Today I felt a great disturbance in the Force, as if millions of voices cried out in terror. Mohamed Fawzi of the blog Zeros & Ones posted a VMware vs Hyper-V comparison that I felt was neither fair nor truthful. In fact, I think it is the worst bit of journalism I’ve witnessed in quite a while and even in the face of the VMworld 2008/Microsoft Hyper-V poker chip fiasco, I don’t know if Microsoft would even endorse this tripe.
I didn’t have a lot of time today for rebuttal and thus following are my brief responses:
Cost: It is impossible to summarize cost of a product (and TCO) in one short sentence as you have done.
Support: VMware was the first virtualization company to be listed on the Microsoft SVVP program. Enough said about that. If you want to talk about Linux, VMware supports many distros. Hyper-V last time I checked supports one.
Hardware Requirements: No comparison. Microsoft does not have VMotion/hot migration or similar. New server “farms” are not necessarily needed, although a rolling upgrade can be performed using Enhanced VMotion Compatibility where the majority of the technology that will allow this comes from the processor hardware vendors.
Advanced Memory Management: Content based page sharing is a proven technology that I use in a production environment with no performance impacts. Microsoft does not have this technology and therefore forces their customers to achieve higher consolidation ratios by spending more money on RAM than what would be needed in a VMware datacenter. Other memory overcommit technologies such as ballooning and swapping come with varying levels of penalty and VMware offers the flexibility to the customer as to what they would like to do in these areas. Microsoft offers no flexibility or choices.
Hypervisor: ESXi embedded is 32MB. ESXi installable is about 1GB. Hyper-V’s comparable products once installed are 1GB and in the 4-10GB neighborhood. Your point of the Hyper-V hypervisor being 872KB, whether truth or not, bears no relevance for comparison purposes.
Drivers Support: VMware maintains tight control which fosters platform stability. Installation of XYZ drivers and software adds to instability, support costs, and down time.
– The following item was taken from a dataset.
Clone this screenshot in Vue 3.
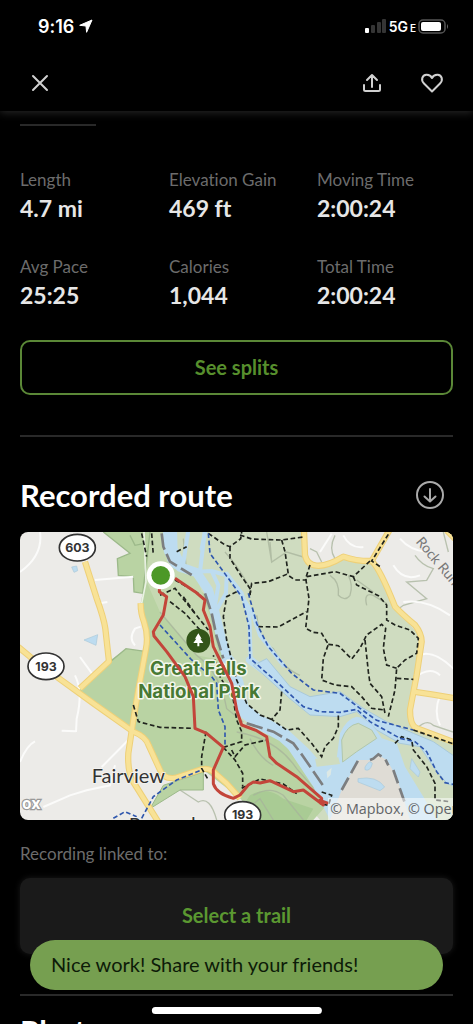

Processor Support: False. ESX/ESXi operates on x86 32bit and x64 64bit processors. Current 3rd party vendor neutral performance benchmarking between ESX and Hyper-V shows no performance degradation in ESX compared to Hyper-V as a result of address translation or otherwise. A more truthful headline to be exposed here is Hyper-V isn’t compatible with 32-bit hardware. Why didn’t you mention this in your Hardware Requirements section?
Application Support: I don’t see any Windows support issues. Again I remind you, VMware is certified on the Microsoft SVVP program. Another comparison is made with a particular VMotion restriction. I’ll grant you that if you admit Microsoft has no VMotion or hot migration at all.
Product Hypervisor Technology: We already covered this in the Drivers Support section.
Epic virtualization and storage blogger Scott Lowe provides his responses here.
Mohamed Fawzi, while it is nice to meet you, it is unfortunate that we met under these terms. Having just discovered your blog today, I hope you don’t mind if I take a look at some of your other material as it looks like you’ve been at the blogging for a while (much longer than I). I hope to find some good and interesting reads.